Goal of the exercise
Your task is to repeat the lines below exactly, excluding any pictures they contain.

::: Supplied data :::

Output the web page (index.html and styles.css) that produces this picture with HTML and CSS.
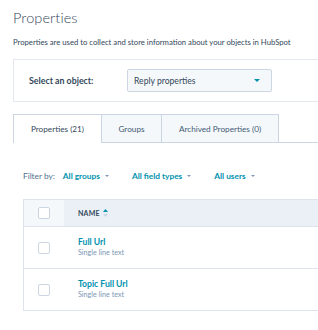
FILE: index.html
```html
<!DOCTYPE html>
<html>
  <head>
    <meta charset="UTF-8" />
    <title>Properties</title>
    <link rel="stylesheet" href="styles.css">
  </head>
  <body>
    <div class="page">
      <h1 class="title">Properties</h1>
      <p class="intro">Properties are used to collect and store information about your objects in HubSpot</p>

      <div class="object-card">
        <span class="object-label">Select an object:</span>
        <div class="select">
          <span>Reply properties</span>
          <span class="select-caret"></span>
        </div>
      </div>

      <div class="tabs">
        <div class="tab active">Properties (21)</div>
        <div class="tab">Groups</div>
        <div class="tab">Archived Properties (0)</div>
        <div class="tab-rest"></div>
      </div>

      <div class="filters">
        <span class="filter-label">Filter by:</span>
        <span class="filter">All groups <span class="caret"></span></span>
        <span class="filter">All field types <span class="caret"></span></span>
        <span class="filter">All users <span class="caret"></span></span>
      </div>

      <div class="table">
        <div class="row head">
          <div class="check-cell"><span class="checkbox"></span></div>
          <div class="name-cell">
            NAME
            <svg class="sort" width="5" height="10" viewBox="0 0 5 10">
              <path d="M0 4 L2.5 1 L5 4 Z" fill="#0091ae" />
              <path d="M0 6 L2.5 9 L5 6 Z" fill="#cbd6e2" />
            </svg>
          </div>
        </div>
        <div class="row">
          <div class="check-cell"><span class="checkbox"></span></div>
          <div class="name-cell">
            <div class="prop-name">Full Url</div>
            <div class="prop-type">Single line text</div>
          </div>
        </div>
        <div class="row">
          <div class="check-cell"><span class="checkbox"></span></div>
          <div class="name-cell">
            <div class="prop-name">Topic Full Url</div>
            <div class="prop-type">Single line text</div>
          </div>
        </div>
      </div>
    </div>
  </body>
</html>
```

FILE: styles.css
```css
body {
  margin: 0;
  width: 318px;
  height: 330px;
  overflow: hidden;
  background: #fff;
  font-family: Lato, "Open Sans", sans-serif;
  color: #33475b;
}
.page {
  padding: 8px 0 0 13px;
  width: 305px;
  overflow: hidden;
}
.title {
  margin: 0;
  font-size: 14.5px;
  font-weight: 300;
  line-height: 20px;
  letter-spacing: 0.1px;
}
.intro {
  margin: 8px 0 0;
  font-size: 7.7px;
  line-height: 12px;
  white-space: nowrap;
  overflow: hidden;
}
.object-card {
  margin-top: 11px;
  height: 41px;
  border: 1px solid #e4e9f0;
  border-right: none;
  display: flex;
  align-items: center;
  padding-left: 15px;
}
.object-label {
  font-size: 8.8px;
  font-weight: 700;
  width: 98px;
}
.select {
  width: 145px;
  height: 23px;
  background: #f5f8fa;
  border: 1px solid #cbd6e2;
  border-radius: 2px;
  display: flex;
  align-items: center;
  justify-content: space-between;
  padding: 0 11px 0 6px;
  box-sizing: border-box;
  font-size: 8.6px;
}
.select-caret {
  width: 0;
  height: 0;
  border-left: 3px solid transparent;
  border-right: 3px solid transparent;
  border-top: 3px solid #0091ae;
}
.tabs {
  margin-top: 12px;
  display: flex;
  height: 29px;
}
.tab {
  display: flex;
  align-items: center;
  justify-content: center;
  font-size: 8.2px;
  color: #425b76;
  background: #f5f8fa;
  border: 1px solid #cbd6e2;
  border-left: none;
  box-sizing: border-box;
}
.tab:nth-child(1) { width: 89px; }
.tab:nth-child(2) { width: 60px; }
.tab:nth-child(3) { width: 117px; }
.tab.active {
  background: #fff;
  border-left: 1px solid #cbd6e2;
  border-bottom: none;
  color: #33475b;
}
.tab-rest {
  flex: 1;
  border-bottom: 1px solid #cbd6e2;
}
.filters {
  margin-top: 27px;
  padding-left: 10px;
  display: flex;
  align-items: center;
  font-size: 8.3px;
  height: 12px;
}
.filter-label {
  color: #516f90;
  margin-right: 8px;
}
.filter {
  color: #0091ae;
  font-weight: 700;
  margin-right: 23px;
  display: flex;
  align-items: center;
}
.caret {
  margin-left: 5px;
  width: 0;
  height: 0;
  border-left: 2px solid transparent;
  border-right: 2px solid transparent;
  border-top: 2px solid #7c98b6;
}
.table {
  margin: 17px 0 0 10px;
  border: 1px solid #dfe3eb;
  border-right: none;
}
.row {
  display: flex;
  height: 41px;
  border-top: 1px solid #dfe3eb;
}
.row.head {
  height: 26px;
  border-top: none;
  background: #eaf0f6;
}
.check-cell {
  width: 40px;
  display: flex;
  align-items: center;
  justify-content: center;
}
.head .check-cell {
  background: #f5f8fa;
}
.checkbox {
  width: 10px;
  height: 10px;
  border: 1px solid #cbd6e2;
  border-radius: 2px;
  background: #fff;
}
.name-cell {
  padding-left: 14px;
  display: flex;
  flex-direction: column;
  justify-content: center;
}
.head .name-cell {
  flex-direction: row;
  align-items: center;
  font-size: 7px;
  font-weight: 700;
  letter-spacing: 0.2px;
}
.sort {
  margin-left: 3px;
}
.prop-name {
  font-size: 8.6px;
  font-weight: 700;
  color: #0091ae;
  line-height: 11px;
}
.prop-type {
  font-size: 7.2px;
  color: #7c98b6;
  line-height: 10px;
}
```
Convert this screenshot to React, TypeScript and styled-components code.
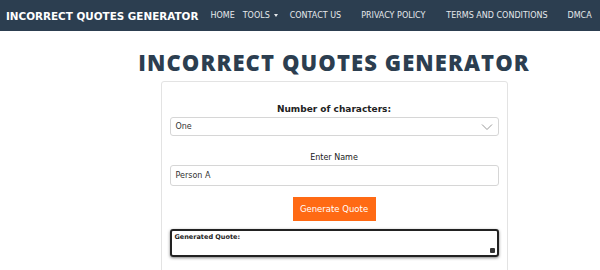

:::

Solved problem
Output the web page (index.html and styles.css) that produces this picture with HTML and CSS.
FILE: index.html
```html
<!DOCTYPE html>
<html>
  <head>
    <meta charset="UTF-8" />
    <title>Properties</title>
    <link rel="stylesheet" href="styles.css">
  </head>
  <body>
    <div class="page">
      <h1 class="title">Properties</h1>
      <p class="intro">Properties are used to collect and store information about your objects in HubSpot</p>

      <div class="object-card">
        <span class="object-label">Select an object:</span>
        <div class="select">
          <span>Reply properties</span>
          <span class="select-caret"></span>
        </div>
      </div>

      <div class="tabs">
        <div class="tab active">Properties (21)</div>
        <div class="tab">Groups</div>
        <div class="tab">Archived Properties (0)</div>
        <div class="tab-rest"></div>
      </div>

      <div class="filters">
        <span class="filter-label">Filter by:</span>
        <span class="filter">All groups <span class="caret"></span></span>
        <span class="filter">All field types <span class="caret"></span></span>
        <span class="filter">All users <span class="caret"></span></span>
      </div>

      <div class="table">
        <div class="row head">
          <div class="check-cell"><span class="checkbox"></span></div>
          <div class="name-cell">
            NAME
            <svg class="sort" width="5" height="10" viewBox="0 0 5 10">
              <path d="M0 4 L2.5 1 L5 4 Z" fill="#0091ae" />
              <path d="M0 6 L2.5 9 L5 6 Z" fill="#cbd6e2" />
            </svg>
          </div>
        </div>
        <div class="row">
          <div class="check-cell"><span class="checkbox"></span></div>
          <div class="name-cell">
            <div class="prop-name">Full Url</div>
            <div class="prop-type">Single line text</div>
          </div>
        </div>
        <div class="row">
          <div class="check-cell"><span class="checkbox"></span></div>
          <div class="name-cell">
            <div class="prop-name">Topic Full Url</div>
            <div class="prop-type">Single line text</div>
          </div>
        </div>
      </div>
    </div>
  </body>
</html>
```

FILE: styles.css
```css
body {
  margin: 0;
  width: 318px;
  height: 330px;
  overflow: hidden;
  background: #fff;
  font-family: Lato, "Open Sans", sans-serif;
  color: #33475b;
}
.page {
  padding: 8px 0 0 13px;
  width: 305px;
  overflow: hidden;
}
.title {
  margin: 0;
  font-size: 14.5px;
  font-weight: 300;
  line-height: 20px;
  letter-spacing: 0.1px;
}
.intro {
  margin: 8px 0 0;
  font-size: 7.7px;
  line-height: 12px;
  white-space: nowrap;
  overflow: hidden;
}
.object-card {
  margin-top: 11px;
  height: 41px;
  border: 1px solid #e4e9f0;
  border-right: none;
  display: flex;
  align-items: center;
  padding-left: 15px;
}
.object-label {
  font-size: 8.8px;
  font-weight: 700;
  width: 98px;
}
.select {
  width: 145px;
  height: 23px;
  background: #f5f8fa;
  border: 1px solid #cbd6e2;
  border-radius: 2px;
  display: flex;
  align-items: center;
  justify-content: space-between;
  padding: 0 11px 0 6px;
  box-sizing: border-box;
  font-size: 8.6px;
}
.select-caret {
  width: 0;
  height: 0;
  border-left: 3px solid transparent;
  border-right: 3px solid transparent;
  border-top: 3px solid #0091ae;
}
.tabs {
  margin-top: 12px;
  display: flex;
  height: 29px;
}
.tab {
  display: flex;
  align-items: center;
  justify-content: center;
  font-size: 8.2px;
  color: #425b76;
  background: #f5f8fa;
  border: 1px solid #cbd6e2;
  border-left: none;
  box-sizing: border-box;
}
.tab:nth-child(1) { width: 89px; }
.tab:nth-child(2) { width: 60px; }
.tab:nth-child(3) { width: 117px; }
.tab.active {
  background: #fff;
  border-left: 1px solid #cbd6e2;
  border-bottom: none;
  color: #33475b;
}
.tab-rest {
  flex: 1;
  border-bottom: 1px solid #cbd6e2;
}
.filters {
  margin-top: 27px;
  padding-left: 10px;
  display: flex;
  align-items: center;
  font-size: 8.3px;
  height: 12px;
}
.filter-label {
  color: #516f90;
  margin-right: 8px;
}
.filter {
  color: #0091ae;
  font-weight: 700;
  margin-right: 23px;
  display: flex;
  align-items: center;
}
.caret {
  margin-left: 5px;
  width: 0;
  height: 0;
  border-left: 2px solid transparent;
  border-right: 2px solid transparent;
  border-top: 2px solid #7c98b6;
}
.table {
  margin: 17px 0 0 10px;
  border: 1px solid #dfe3eb;
  border-right: none;
}
.row {
  display: flex;
  height: 41px;
  border-top: 1px solid #dfe3eb;
}
.row.head {
  height: 26px;
  border-top: none;
  background: #eaf0f6;
}
.check-cell {
  width: 40px;
  display: flex;
  align-items: center;
  justify-content: center;
}
.head .check-cell {
  background: #f5f8fa;
}
.checkbox {
  width: 10px;
  height: 10px;
  border: 1px solid #cbd6e2;
  border-radius: 2px;
  background: #fff;
}
.name-cell {
  padding-left: 14px;
  display: flex;
  flex-direction: column;
  justify-content: center;
}
.head .name-cell {
  flex-direction: row;
  align-items: center;
  font-size: 7px;
  font-weight: 700;
  letter-spacing: 0.2px;
}
.sort {
  margin-left: 3px;
}
.prop-name {
  font-size: 8.6px;
  font-weight: 700;
  color: #0091ae;
  line-height: 11px;
}
.prop-type {
  font-size: 7.2px;
  color: #7c98b6;
  line-height: 10px;
}
```
Convert this screenshot to React, TypeScript and styled-components code.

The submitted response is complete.